The story is that some years ago, Neil had viewed a month-old dead baby at the Cook County Medical Examiner’s office. He described the baby in detail, and decries the abandonment of babies in trash cans.

So do we.

Late-term Aborted Babies Look Like That Too

And his description of the dead baby in Dr. Robert Stein’s morgue could easily be applied to thousands of late term aborted babies pro-lifers have found in trash cans. Not every baby we defend is as small as the dot at the end of this sentence, as Steinberg suggests.

But the baby Steinberg viewed 20 years ago was born, and to Steinberg that makes all the difference in the world: his world.

It probably never occurred to him that even the Great Steinberg was once a dot the size of the period at the end of this sentence, as were Lincoln, Washington and Julius Caesar. That’s the way we all begin, humbling as it may be.

The dot is alive, and the dot is somebody, not something.

Basic Education On Fetal Development

In only a matter of days he will have a heartbeat and brain waves.

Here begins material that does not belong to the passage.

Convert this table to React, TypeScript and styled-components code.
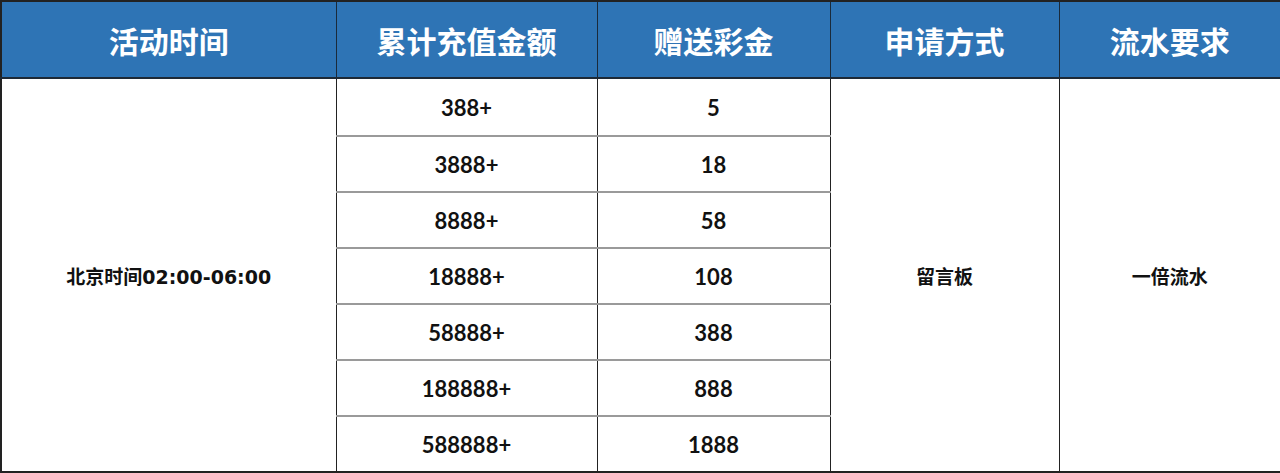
import React from 'react'
import styled, { createGlobalStyle } from 'styled-components'

const GlobalStyle = createGlobalStyle`
  html, body {
    margin: 0;
    padding: 0;
    background: #fff;
  }
`

const Table = styled.table`
  width: 1280px;
  table-layout: fixed;
  border-collapse: collapse;
  border: 2px solid #222;
  font-family: Lato, "Noto Sans CJK SC", sans-serif;
  color: #111;
`

const HeadCell = styled.th`
  height: 75px;
  padding: 0;
  background: #2e74b5;
  color: #fff;
  font-family: "Noto Sans CJK SC", sans-serif;
  font-size: 30px;
  font-weight: 700;
  text-align: center;
  border-left: 1px solid #1a2a3a;
  border-bottom: 2px solid #1e2a36;
`

const Cell = styled.td<{ $rowLine?: boolean; $first?: boolean }>`
  height: ${({ $first }) => ($first ? '56px' : '54px')};
  padding: 0;
  text-align: center;
  vertical-align: middle;
  font-size: 22px;
  font-weight: 700;
  border-left: 1px solid #222;
  border-top: ${({ $rowLine }) => ($rowLine ? '2px solid #9a9a9a' : '2px solid #b5b5b5')};
`

const MergedText = styled.span`
  font-family: "DejaVu Sans", "Noto Sans CJK SC", sans-serif;
  font-size: 19px;
  font-weight: 700;
`

const COLS = [335, 261, 233, 229, 222]
const HEADERS = ['活动时间', '累计充值金额', '赠送彩金', '申请方式', '流水要求']
const TIERS = [
  ['388+', '5'],
  ['3888+', '18'],
  ['8888+', '58'],
  ['18888+', '108'],
  ['58888+', '388'],
  ['188888+', '888'],
  ['588888+', '1888'],
]

export default function App() {
  return (
    <>
      <GlobalStyle />
      <Table>
        <colgroup>
          {COLS.map((w, i) => (
            <col key={i} style={{ width: w }} />
          ))}
        </colgroup>
        <thead>
          <tr>
            {HEADERS.map(h => (
              <HeadCell key={h}>{h}</HeadCell>
            ))}
          </tr>
        </thead>
        <tbody>
          {TIERS.map(([amount, bonus], index) => (
            <tr key={amount}>
              {index === 0 && (
                <Cell rowSpan={TIERS.length}>
                  <MergedText>北京时间02:00-06:00</MergedText>
                </Cell>
              )}
              <Cell $rowLine={index > 0} $first={index === 0}>{amount}</Cell>
              <Cell $rowLine={index > 0} $first={index === 0}>{bonus}</Cell>
              {index === 0 && (
                <Cell rowSpan={TIERS.length}>
                  <MergedText>留言板</MergedText>
                </Cell>
              )}
              {index === 0 && (
                <Cell rowSpan={TIERS.length}>
                  <MergedText>一倍流水</MergedText>
                </Cell>
              )}
            </tr>
          ))}
        </tbody>
      </Table>
    </>
  )
}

At 9 weeks he can suck his thumb and swallow amniotic fluid. By 11 to 12 weeks he can turn over, make a fist, and open his mouth.

Not bad for a dot.

Yet Steinberg attacks pro-lifers for marching and fighting for the lives of dots no bigger than “the size of a period at the end of this sentence.”

The problem with Neil is that his grasp of biology is about the size of the dot at the end of this sentence. And the pity of it that it will probably stay that size, unless he does something about it. Which is unlikely.

But we’ll keep marching for the dot that keeps growing, we’ll take care of the dot when it’s born, and we’ll say a prayer for Neil that he’ll someday get it all worked out.